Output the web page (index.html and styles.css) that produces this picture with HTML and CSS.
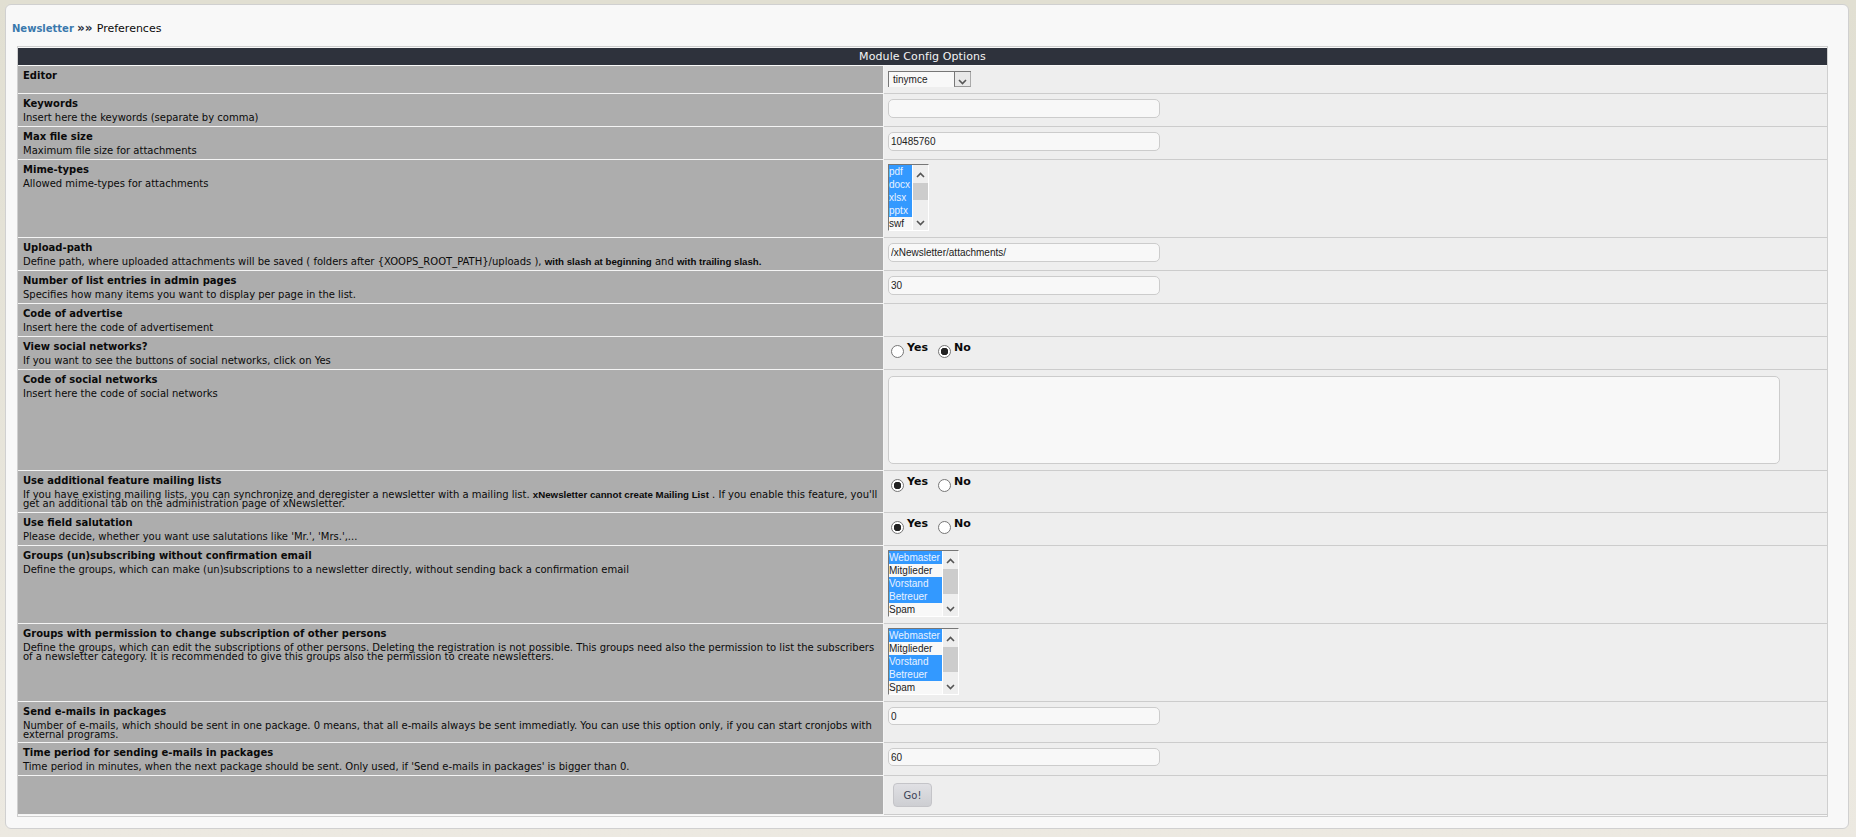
FILE: index.html
```html
<!DOCTYPE html>
<html lang="en">
<head>
<meta charset="utf-8">
<title>Preferences</title>
<link rel="stylesheet" href="styles.css">
</head>
<body>
<div class="panel">
  <div class="crumb"><a class="crumb-link">Newsletter</a> <span class="crumb-sep">»»</span> <span class="crumb-cur">Preferences</span></div>
  <table class="outer">
    <colgroup><col class="col-lab"><col></colgroup>
    <tr class="head"><th colspan="2">Module Config Options</th></tr>
    <tr class="h28"><td class="lab"><b>Editor</b></td><td class="val">
      <div class="select"><span>tinymce</span><span class="select-btn"><svg width="9" height="6" viewBox="0 0 9 6"><path d="M1 1l3.5 3.5L8 1" fill="none" stroke="#555" stroke-width="1.6"/></svg></span></div>
    </td></tr>
    <tr class="h33"><td class="lab"><b>Keywords</b><p>Insert here the keywords (separate by comma)</p></td><td class="val"><input class="text" type="text"></td></tr>
    <tr class="h33"><td class="lab"><b>Max file size</b><p>Maximum file size for attachments</p></td><td class="val"><input class="text" type="text" value="10485760"></td></tr>
    <tr class="h78"><td class="lab"><b>Mime-types</b><p>Allowed mime-types for attachments</p></td><td class="val">
      <div class="list list-mime">
        <div class="opts"><div class="sel">pdf</div><div class="sel">docx</div><div class="sel">xlsx</div><div class="sel">pptx</div><div>swf</div></div>
        <div class="bar"><svg width="9" height="6" viewBox="0 0 9 6"><path d="M1 5l3.5-3.5L8 5" fill="none" stroke="#555" stroke-width="1.6"/></svg><i class="thumb thumb-mime"></i><svg width="9" height="6" viewBox="0 0 9 6"><path d="M1 1l3.5 3.5L8 1" fill="none" stroke="#555" stroke-width="1.6"/></svg></div>
      </div>
    </td></tr>
    <tr class="h33"><td class="lab"><b>Upload-path</b><p>Define path, where uploaded attachments will be saved ( folders after {XOOPS_ROOT_PATH}/uploads ), <strong>with slash at beginning</strong> and <strong>with trailing slash.</strong></p></td><td class="val"><input class="text" type="text" value="/xNewsletter/attachments/"></td></tr>
    <tr class="h33"><td class="lab"><b>Number of list entries in admin pages</b><p>Specifies how many items you want to display per page in the list.</p></td><td class="val"><input class="text" type="text" value="30"></td></tr>
    <tr class="h33"><td class="lab"><b>Code of advertise</b><p>Insert here the code of advertisement</p></td><td class="val"></td></tr>
    <tr class="h33"><td class="lab"><b>View social networks?</b><p>If you want to see the buttons of social networks, click on Yes</p></td><td class="val val-radio">
      <label class="radio"><input type="radio" name="r1"><b>Yes</b></label><label class="radio"><input type="radio" name="r1" checked><b>No</b></label>
    </td></tr>
    <tr class="h101"><td class="lab"><b>Code of social networks</b><p>Insert here the code of social networks</p></td><td class="val"><textarea class="area"></textarea></td></tr>
    <tr class="h42"><td class="lab"><b>Use additional feature mailing lists</b><p>If you have existing mailing lists, you can synchronize and deregister a newsletter with a mailing list. <strong>xNewsletter cannot create Mailing List</strong> . If you enable this feature, you'll get an additional tab on the administration page of xNewsletter.</p></td><td class="val val-radio">
      <label class="radio"><input type="radio" name="r2" checked><b>Yes</b></label><label class="radio"><input type="radio" name="r2"><b>No</b></label>
    </td></tr>
    <tr class="h33"><td class="lab"><b>Use field salutation</b><p>Please decide, whether you want use salutations like 'Mr.', 'Mrs.',...</p></td><td class="val val-radio">
      <label class="radio"><input type="radio" name="r3" checked><b>Yes</b></label><label class="radio"><input type="radio" name="r3"><b>No</b></label>
    </td></tr>
    <tr class="h78"><td class="lab"><b>Groups (un)subscribing without confirmation email</b><p>Define the groups, which can make (un)subscriptions to a newsletter directly, without sending back a confirmation email</p></td><td class="val">
      <div class="list list-groups">
        <div class="opts"><div class="sel">Webmaster</div><div>Mitglieder</div><div class="sel">Vorstand</div><div class="sel">Betreuer</div><div>Spam</div></div>
        <div class="bar"><svg width="9" height="6" viewBox="0 0 9 6"><path d="M1 5l3.5-3.5L8 5" fill="none" stroke="#555" stroke-width="1.6"/></svg><i class="thumb thumb-groups"></i><svg width="9" height="6" viewBox="0 0 9 6"><path d="M1 1l3.5 3.5L8 1" fill="none" stroke="#555" stroke-width="1.6"/></svg></div>
      </div>
    </td></tr>
    <tr class="h78"><td class="lab"><b>Groups with permission to change subscription of other persons</b><p>Define the groups, which can edit the subscriptions of other persons. Deleting the registration is not possible. This groups need also the permission to list the subscribers of a newsletter category. It is recommended to give this groups also the permission to create newsletters.</p></td><td class="val">
      <div class="list list-groups">
        <div class="opts"><div class="sel">Webmaster</div><div>Mitglieder</div><div class="sel">Vorstand</div><div class="sel">Betreuer</div><div>Spam</div></div>
        <div class="bar"><svg width="9" height="6" viewBox="0 0 9 6"><path d="M1 5l3.5-3.5L8 5" fill="none" stroke="#555" stroke-width="1.6"/></svg><i class="thumb thumb-groups"></i><svg width="9" height="6" viewBox="0 0 9 6"><path d="M1 1l3.5 3.5L8 1" fill="none" stroke="#555" stroke-width="1.6"/></svg></div>
      </div>
    </td></tr>
    <tr class="h41"><td class="lab"><b>Send e-mails in packages</b><p>Number of e-mails, which should be sent in one package. 0 means, that all e-mails always be sent immediatly. You can use this option only, if you can start cronjobs with external programs.</p></td><td class="val"><input class="text text-sm" type="text" value="0"></td></tr>
    <tr class="h33"><td class="lab"><b>Time period for sending e-mails in packages</b><p>Time period in minutes, when the next package should be sent. Only used, if 'Send e-mails in packages' is bigger than 0.</p></td><td class="val"><input class="text text-sm" type="text" value="60"></td></tr>
    <tr class="h39"><td class="lab"></td><td class="val val-go"><button class="go" type="button">Go!</button></td></tr>
  </table>
</div>
</body>
</html>
```
FILE: styles.css
```css
* { box-sizing: border-box; }
html, body { margin: 0; height: 100%; }
body {
  padding: 4px 7px 8px 5px;
  background: linear-gradient(#e1dfd2, #ece9e1);
  font-family: "DejaVu Sans", sans-serif;
  font-size: 10px;
  color: #0a0a0a;
  overflow: hidden;
}
.panel {
  height: 825px;
  padding: 17px 22px 0 6px;
  background: #f8f8f8;
  border: 1px solid #d0d0d0;
  border-radius: 6px;
}
.crumb { height: 24px; font-size: 10px; line-height: 12px; }
.crumb-link { color: #3a78ad; font-weight: bold; }
.crumb-sep { color: #2a3040; font-weight: bold; font-size: 12px; line-height: 12px; margin-right: 1px; }
.crumb-cur { font-size: 11px; }
.outer {
  width: 1811px;
  margin-left: 5px;
  table-layout: fixed;
  border-collapse: separate;
  border-spacing: 0;
  border: 1px solid #cfcfcf;
  padding: 1px 0;
  background: #f8f8f8;
}
.col-lab { width: 866px; }
.head th {
  height: 18px;
  padding: 1px 0 0;
  background: #2e323c;
  color: #f4f4f4;
  font-weight: normal;
  font-size: 11px;
  line-height: 16px;
  letter-spacing: 0.1px;
  border-bottom: 1px solid #f8f8f8;
}
td { padding: 0; vertical-align: top; }
.lab {
  padding: 3px 5px 0 5px;
  background: #adadad;
  border-right: 1px solid #f4f4f4;
  border-bottom: 1px solid #f4f4f4;
}
.lab b { display: block; font-size: 10px; line-height: 14px; }
.lab p { margin: 0; font-size: 10px; line-height: 9px; padding-top: 2px; }
.lab strong { font-family: "Liberation Sans", sans-serif; font-size: 9.7px; }
.val {
  padding: 5px 0 0 4px;
  background: #eee;
  border-bottom: 1px solid #ccc;
}
.h28 td { height: 28px; }
.h33 td { height: 33px; }
.h41 td { height: 41px; }
.h42 td { height: 42px; }
.h78 td { height: 78px; }
.h39 td { height: 39px; }
.h101 td { height: 101px; }
.text {
  display: block;
  width: 272px;
  height: 19px;
  margin: 0;
  padding: 0 2px;
  background: #f8f8f8;
  border: 1px solid #ccc;
  border-radius: 5px;
  font: 10px "Liberation Sans", sans-serif;
  color: #222;
  outline: none;
}
.text-sm { height: 18px; }
.area {
  display: block;
  width: 892px;
  height: 88px;
  margin: 1px 0 0;
  background: #f8f8f8;
  border: 1px solid #ccc;
  border-radius: 5px;
  resize: none;
  outline: none;
}
.select {
  display: flex;
  justify-content: space-between;
  width: 83px;
  height: 16px;
  background: #f8f8f8;
  border-top: 1px solid #777;
  border-left: 1px solid #777;
  font: 10px/15px "Liberation Sans", sans-serif;
  color: #222;
}
.select > span:first-child { padding-left: 4px; }
.select-btn {
  display: flex;
  align-items: flex-end;
  justify-content: center;
  width: 17px;
  height: 15px;
  padding-bottom: 1px;
  background: #e8e8e8;
  border-left: 1px solid #777;
  border-bottom: 1px solid #999;
  border-right: 1px solid #aaa;
}
.list {
  display: flex;
  height: 67px;
  margin-top: -1px;
  background: #f8f8f8;
  border-top: 1px solid #777;
  border-left: 1px solid #777;
  border-right: 1px solid #fff;
  border-bottom: 1px solid #fff;
  font: 10px/13px "Liberation Sans", sans-serif;
  color: #222;
}
.list-mime { width: 41px; }
.list-groups { width: 71px; }
.opts { flex: 1; min-width: 0; overflow: hidden; white-space: nowrap; }
.opts div { height: 13px; }
.opts .sel { background: #3399ff; color: #e8f2ff; }
.bar {
  display: flex;
  flex-direction: column;
  align-items: center;
  width: 16px;
  padding-top: 7px;
  background: #eee;
  border-left: 1px solid #fff;
}
.thumb { display: block; width: 15px; background: #ccc; }
.thumb-mime { height: 17px; margin: 5px 0 20px; }
.thumb-groups { height: 25px; margin: 5px 0 12px; }
.val-radio { padding: 0 0 0 7px; }
.radio { display: inline-flex; align-items: flex-start; margin-right: 10px; padding-top: 4px; }
.radio b { font-size: 11px; line-height: 14px; margin-left: 3px; }
.radio input {
  appearance: none;
  width: 13px;
  height: 13px;
  margin: 4px 0 0;
  background: #fff;
  border: 1px solid #767676;
  border-radius: 50%;
}
.radio input:checked { background: radial-gradient(circle, #222 0 3.5px, #fff 4px); }
.val-go { padding: 7px 0 0 9px; }
.go {
  display: block;
  width: 39px;
  height: 24px;
  padding: 0;
  background: linear-gradient(#e0e0e4, #cdced2);
  border: 1px solid #c4c4c8;
  border-radius: 4px;
  font: 10px "DejaVu Sans", sans-serif;
  color: #3b4256;
}
```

* * * *

What the task asks: Count every line in the data where the string "that" occurs. Give nothing except the number.

Response to the task: 2